Despite the threats, the recent student movement constituted the greatest sight of the revolution. The students roamed the streets and reclaimed their role in the squares in a manner not seen since the student uprisings in the 1970s. They reclaimed a pivotal political role that they had been forcibly kept from. They challenged not only the political, security, and party authorities but also the school administrations that caution and threaten them. Like the other revolutionary men and women, the students came from very diverse backgrounds. They are students of universities, primary schools, and secondary schools (and even kindergartens!), some private and some public. They come from the city and the regions. They are from girls’ schools, boys’ schools, and mixed schools. They come from schools with reasonable fees and from the most expensive schools in Lebanon.
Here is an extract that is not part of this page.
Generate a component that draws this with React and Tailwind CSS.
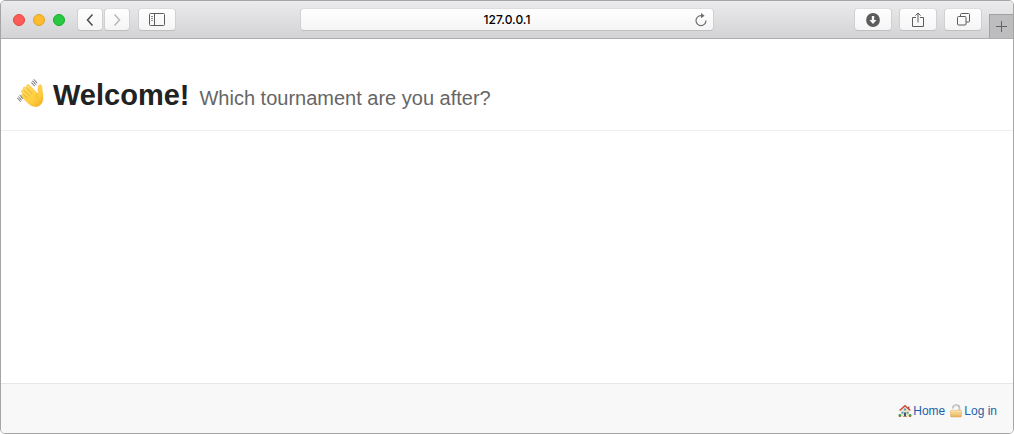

They expressed their slogans in words and in actions, with the most stirring slogan so far being “I’m not going to study history; I’m going out to write it”. Hence, their participation was not “apolitical” or purely “juvenile-social”, as some like to portray it. To the contrary, they made highly political demands, such as abolishing political sectarianism and establishing a civil state, social justice, strengthening public schools and improving education in the national university, free education, strengthening women’s role in political life, and women’s right to pass their citizenship on to their children. They actually illustrated the range of their politics, for in the time of revolution, political actions transcend the public sphere to dismantle social legacies that no longer represent their generation. This we saw, for example, when the students of the public girls’ high school in Kobayat came out and headed to their peers in the town’s public boys’ high school to bring them out too.
Since its inception, the revolution has seen children reclaim their public spaces. These same children had been denied the street, and malls had become their only safe “public” space. The revolution returned them to their city’s neighborhoods: they play, dance, shout, and impose themselves onto the revolution. The tents in Azarieh host discussions and activities for them.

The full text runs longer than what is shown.